Monday, August 4, 2008

There's Something About High School

Friday night I was at a bar celebrating the birthday of an old high school friend, which of course ended up being a quasi-reunion of sorts, reminding me that my real 10 year reunion is just a short couple of months away. Thinking about my impending class reunion illicits many emotions, curiosity, nervousness... fear. I wonder what people will look like, where they've been, what they are doing now. Are they married? Do they have kids? Did they get fat? But more than anything I wonder how the last ten years of my own life will measure up against everyone else's.
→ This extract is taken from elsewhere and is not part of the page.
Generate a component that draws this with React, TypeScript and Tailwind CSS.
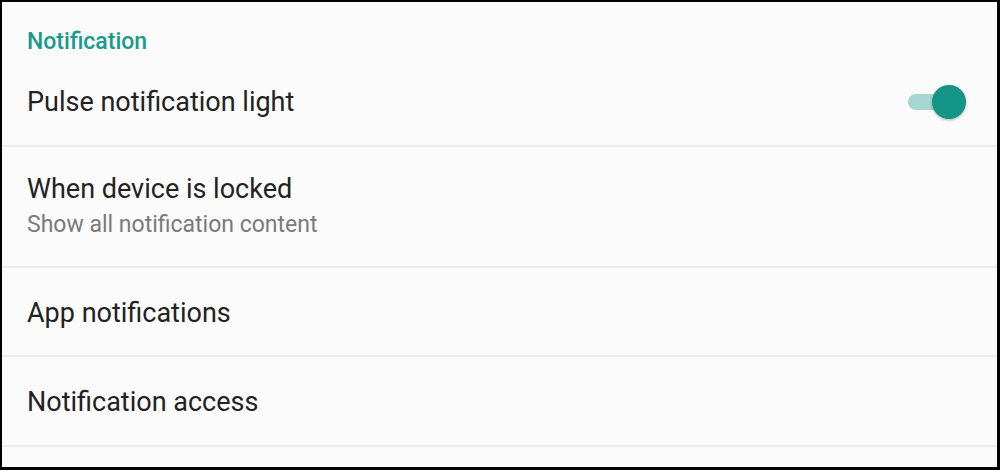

Yes of course we all attend our high school reunions in order to catch up and see what people have been up to, but don't we all secretly wonder how our own experiences and accomplishments will compare? Perhaps I am alone in suddenly wanting to impress people I haven't seen in ten years and probably won't see again for another ten, but you must admit that there is something about high school that makes it such a barometer for life's future accomplishments. At ten years time, we have all already spent twice the amount of time out of high school than we did in it, so why is it then that four short years become such a benchmark for the rest of our lives? I suppose it could be explained that the four years spent in high school are some of the most formative of our young, social lives and that because of this it becomes the template against which all our other social experiences are compared. High school is the time for coming of age, it is the formative years that will prepare us for the future and shape us into our adult selves. However, I can easily say that at the ripe young age of 27 I am almost nothing like my 16 year old self. In fact it is only recently, in the so-called quarter life phase that I have really figured out anything for certain about who I am and what I want, but I guess ultimately I wouldn't be where I am now if I hadn't first been my high school self.  

Every phase of life is a step forward from the last, but we certainly couldn't move forward without those stepping stones behind us and so perhaps the sudden urge to lose five pounds and finish the long-awaited novel is merely a way of justifying to ourselves that we have walked the best path we could.